When it comes to the things below our Earth’s crust, we don’t tend to think too much about them, but perhaps we should. There are things below our feet that we could never imagine and well, that much is becoming more and more apparent.
A study published in recent times that came out just this past year really brings a lot to the table in regard. Basically, this study suggests that there could be something hiding within our planet’s core. Yes, the core. While we don’t know much about all of this just yet, as time passes and more research is done there is no telling what we may end up uncovering.
The abstract of this study goes as follows and was posted under the title ‘Evidence for the Innermost Inner Core: Robust Parameter Search for Radially Varying Anisotropy Using the Neighborhood Algorithm’:
The model of cylindrical anisotropy in the inner core (IC) states that seismic rays traveling parallel to the Earth’s rotational axis travel faster than those parallel to the equator. There have been continuing discrepancies in estimates of the strength and orientation of anisotropy, with some evidence suggesting that such a model may not be supported by available data. Here, we scrutinize the radial dependence of anisotropy within the IC, where the nature of anisotropy has been shown to change anywhere between a 300 and 800 km radius. We use recent time travel data from the International Seismological Centre in conjunction with the neighborhood algorithm to provide a robust means of testing this idea, through an examination of an ensemble of models that satisfactorily fit the data. This can be done with no explicit regularization and without the need for subjective choices associated with binning of phase data. In addition, uncertainty bounds are calculated for anisotropic parameters using a likelihood ratio approach. We find evidence to suggest that commonly employed spatial averaging (binning) methods may be detrimental to obtaining reliable results. We conclude that there is no significant change in the strength of anisotropy with depth in the IC, Instead, we find a change in the slow direction of anisotropy to 54 degrees within the innermost IC at an 650 km radius with fast direction parallel to the Earth’s rotational axis.
I know, that in itself sounds pretty confusing, but it brings a lot to the table.
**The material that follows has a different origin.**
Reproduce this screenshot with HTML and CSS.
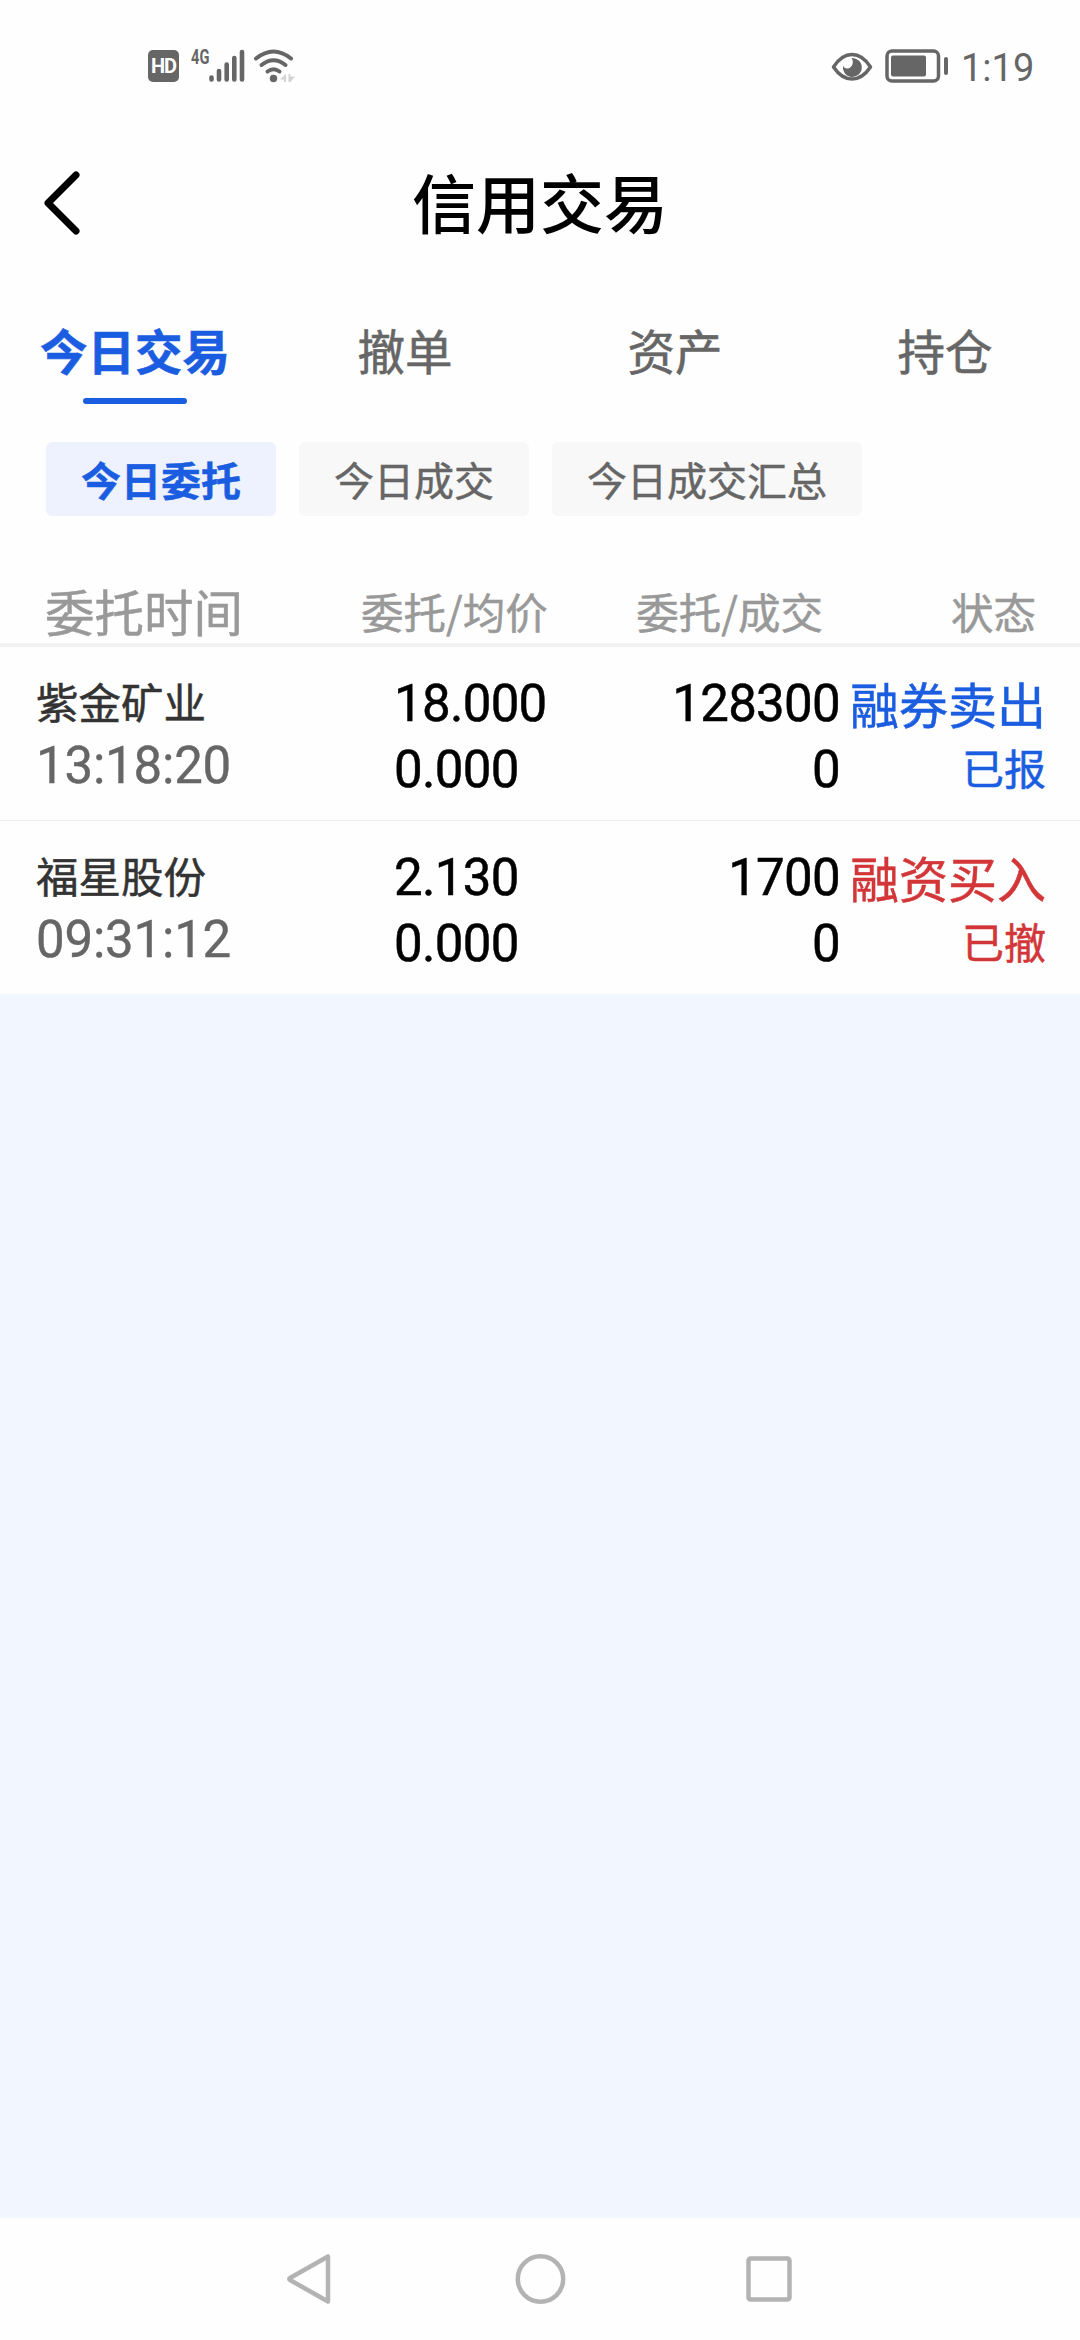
FILE: index.html
```html
<!DOCTYPE html>
<html lang="zh-CN">
<head>
    <meta charset="utf-8">
    <title>信用交易</title>
    <link rel="stylesheet" href="styles.css">
</head>
<body>
    <div class="statusbar">
        <div class="status-left">
            <span class="hd">HD</span>
            <span class="net">4G</span>
            <svg class="signal" width="36" height="34" viewBox="0 0 36 34" fill="none" stroke="#666" stroke-width="4.6" stroke-linecap="round">
                <path d="M2.5 28.5V30.5M10 22V30.5M17.7 15.5V30.5M25.3 9V30.5M33 3V30.5"/>
            </svg>
            <svg class="wifi" width="43" height="34" viewBox="0 0 43 34">
                <g fill="none" stroke="#666" stroke-width="4" stroke-linecap="round">
                    <path d="M3 9.5Q20.5 -4.5 38 9.5"/>
                    <path d="M8.5 16Q20.5 6.5 32.5 16"/>
                    <path d="M14.5 22.5Q20.5 18 26.5 22.5"/>
                </g>
                <circle cx="20.5" cy="29.5" r="3.7" fill="#666"/>
                <path d="M33 25V33H31V30.500H27ZM35.500 25H37.500V27.500H42L37.500 33H35.500Z" fill="#d2d2d2"/>
            </svg>
        </div>
        <div class="status-right">
            <svg class="eye" width="42" height="30" viewBox="0 0 42 30">
                <path d="M2.500 15Q10.500 2.500 21 2.500T39.500 15Q31.500 27 21 27T2.500 15Z" fill="none" stroke="#666" stroke-width="3.500" stroke-linejoin="round"/>
                <path d="M20.500 6A9.500 9.500 0 1 1 12 13.500Q13 17 17 16.500C22 15.500 23 9 20.500 6Z" fill="#666"/>
            </svg>
            <svg class="battery" width="64" height="34" viewBox="0 0 64 34">
                <rect x="2" y="2" width="51.500" height="30" rx="5" fill="none" stroke="#666" stroke-width="3.500"/>
                <rect x="6" y="6.500" width="35" height="21" rx="2" fill="#666"/>
                <rect x="59" y="8" width="4" height="18" rx="2" fill="#666"/>
            </svg>
            <span class="clock">1:19</span>
        </div>
    </div>

    <div class="header">
        <svg class="back" width="40" height="70" viewBox="0 0 40 70">
            <path d="M33 7L5 35L33 63" fill="none" stroke="#000" stroke-width="7" stroke-linecap="round" stroke-linejoin="round"/>
        </svg>
        <h1>信用交易</h1>
    </div>

    <div class="tabs">
        <div class="tab active">今日交易</div>
        <div class="tab">撤单</div>
        <div class="tab">资产</div>
        <div class="tab">持仓</div>
    </div>

    <div class="chips">
        <div class="chip active">今日委托</div>
        <div class="chip">今日成交</div>
        <div class="chip">今日成交汇总</div>
    </div>

    <div class="table-head">
        <div class="h-time">委托时间</div>
        <div class="h-price">委托/均价</div>
        <div class="h-amount">委托/成交</div>
        <div class="h-state">状态</div>
    </div>

    <div class="order">
        <div class="stock">
            <div class="name">紫金矿业</div>
            <div class="time">13:18:20</div>
        </div>
        <div class="price">
            <div>18.000</div>
            <div>0.000</div>
        </div>
        <div class="amount">
            <div>128300</div>
            <div>0</div>
        </div>
        <div class="state sell">
            <div class="kind">融券卖出</div>
            <div class="result">已报</div>
        </div>
    </div>

    <div class="order">
        <div class="stock">
            <div class="name">福星股份</div>
            <div class="time">09:31:12</div>
        </div>
        <div class="price">
            <div>2.130</div>
            <div>0.000</div>
        </div>
        <div class="amount">
            <div>1700</div>
            <div>0</div>
        </div>
        <div class="state buy">
            <div class="kind">融资买入</div>
            <div class="result">已撤</div>
        </div>
    </div>

    <div class="empty"></div>

    <div class="navbar">
        <svg width="50" height="54" viewBox="0 0 50 54" fill="none" stroke="#b3b3b3" stroke-width="4.5" stroke-linejoin="round">
            <path d="M44 4.500V49.500L6 28Q4.500 27 6 26Z"/>
        </svg>
        <svg width="54" height="54" viewBox="0 0 54 54" fill="none" stroke="#b3b3b3" stroke-width="4.5">
            <circle cx="27.5" cy="27" r="22.7"/>
        </svg>
        <svg width="50" height="54" viewBox="0 0 50 54" fill="none" stroke="#b3b3b3" stroke-width="4.5">
            <rect x="2.500" y="6.500" width="41" height="41" rx="2"/>
        </svg>
    </div>
</body>
</html>
```
FILE: styles.css
```css
* {
    box-sizing: border-box;
}
body {
    margin: 0;
    width: 1080px;
    height: 2340px;
    display: flex;
    flex-direction: column;
    font-family: "Noto Sans CJK SC", sans-serif;
    background-color: #fefefe;
    color: #000;
}
svg {
    display: block;
    flex: none;
}

/* status bar */
.statusbar {
    height: 132px;
    padding: 49px 48px 0 148px;
    display: flex;
    justify-content: space-between;
    align-items: flex-start;
    color: #666;
}
.status-left, .status-right {
    display: flex;
}
.hd {
    width: 31px;
    height: 32px;
    margin-top: 1px;
    border-radius: 5px;
    background-color: #666;
    color: #fff;
    font: bold 20px/33px Roboto, sans-serif;
    letter-spacing: -1px;
    text-align: center;
}
.net {
    width: 18px;
    height: 16px;
    margin-left: 12px;
    font: bold 20px/16px Roboto, sans-serif;
    transform: scaleX(0.73);
    transform-origin: left;
}
.wifi {
    margin-left: 8px;
}
.eye {
    margin: 3px 12px 0 0;
}
.clock {
    width: 71px;
    margin-left: 12px;
    font: 38px/38px Roboto, sans-serif;
}

/* title */
.header {
    height: 142px;
    padding: 0 40px;
    display: grid;
    grid-template-columns: 40px 1fr 40px;
    align-items: center;
}
h1 {
    margin: -6px 0 0;
    font-size: 64px;
    line-height: 80px;
    font-weight: 500;
    text-align: center;
}
.back {
    margin-left: 3px;
}

/* tabs */
.tabs {
    height: 168px;
    padding-top: 44px;
    display: grid;
    grid-template-columns: repeat(4, 1fr);
}
.tab {
    font-size: 47.5px;
    line-height: 64px;
    text-align: center;
    color: #666;
    -webkit-text-stroke: 0.6px;
}
.tab.active {
    color: #1b5de0;
    font-weight: bold;
}
.tab.active::after {
    content: "";
    display: block;
    width: 104px;
    height: 6px;
    margin: 16px auto 0;
    border-radius: 3px;
    background-color: #1b5de0;
}
.chips {
    display: flex;
    gap: 23px;
    padding-left: 46px;
    height: 128px;
}
.chip {
    height: 74px;
    padding: 0 35px;
    border-radius: 6px;
    background-color: #f8f8f8;
    color: #666;
    font-size: 40px;
    line-height: 74px;
    -webkit-text-stroke: 0.5px;
}
.chip.active {
    background-color: #edf2fe;
    color: #1b5de0;
    font-weight: bold;
}

/* order list */
.table-head {
    height: 77px;
    padding: 0 44px 0 45px;
    border-bottom: 4px solid #f2f2f2;
    display: grid;
    grid-template-columns: 316px 310px 152px 1fr;
    color: #999;
    font-size: 42.5px;
    line-height: 81px;
    white-space: nowrap;
    -webkit-text-stroke: 0.5px;
}
.h-time {
    font-size: 49.5px;
}
.h-amount {
    display: flex;
    justify-content: flex-end;
}
.h-state {
    text-align: right;
}
.order {
    height: 174px;
    padding: 24px 34px 0 36px;
    border-bottom: 1px solid #ececec;
    display: grid;
    grid-template-columns: 358px 200px 246px 1fr;
    white-space: nowrap;
}
.order:nth-last-child(3) {
    border-bottom: none;
    height: 173px;
}
.name {
    font-size: 42.5px;
    line-height: 66px;
    margin-top: -3px;
    color: #333;
    -webkit-text-stroke: 0.5px;
}
.time, .price, .amount {
    font-family: Roboto, sans-serif;
    font-size: 51px;
    line-height: 66px;
    letter-spacing: -0.7px;
}
.time {
    color: #666;
    line-height: 64px;
    letter-spacing: -0.2px;
    -webkit-text-stroke: 0.4px;
}
.price, .amount {
    -webkit-text-stroke: 0.5px;
}
.amount {
    text-align: right;
}
.state {
    margin-top: -3px;
    text-align: right;
    -webkit-text-stroke: 0.5px;
}
.kind {
    font-size: 49px;
    line-height: 70px;
}
.result {
    font-size: 42px;
    line-height: 58px;
}
.sell {
    color: #1b5de0;
}
.buy {
    color: #d33638;
}
.empty {
    flex: 1;
    background-color: #f2f6ff;
}

/* system keys */
.navbar {
    height: 122px;
    padding: 34px 284px 0;
    display: flex;
    justify-content: space-between;
}
```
Basically, this is seemingly confirming the existence of some kind of innermost core present within our core itself. This meaning that there has to be some kind of change that went down in the past.
The Australian National University wrote as follows on the topic:
Lead author of the study, PhD researcher Joanne Stephenson, says while this new layer is difficult to observe, its distinct properties may point to an unknown, dramatic event in the Earth’s history.
“We found evidence that may indicate a change in the structure of iron, which suggests perhaps two separate cooling events in Earth’s history,” Ms Stephenson said.
“The details of this big event are still a bit of a mystery, but we’ve added another piece of the puzzle when it comes to our knowledge of the Earths’ inner core.”
Ms Stephenson says that investigating the structure of the inner core can help us understand more about the Earth’s history and evolution.
“Traditionally we’ve been taught the Earth has four main layers: the crust, the mantle, the outer core and the inner core.
“The idea of another distinct layer was proposed a couple of decades ago, but the data has been very unclear.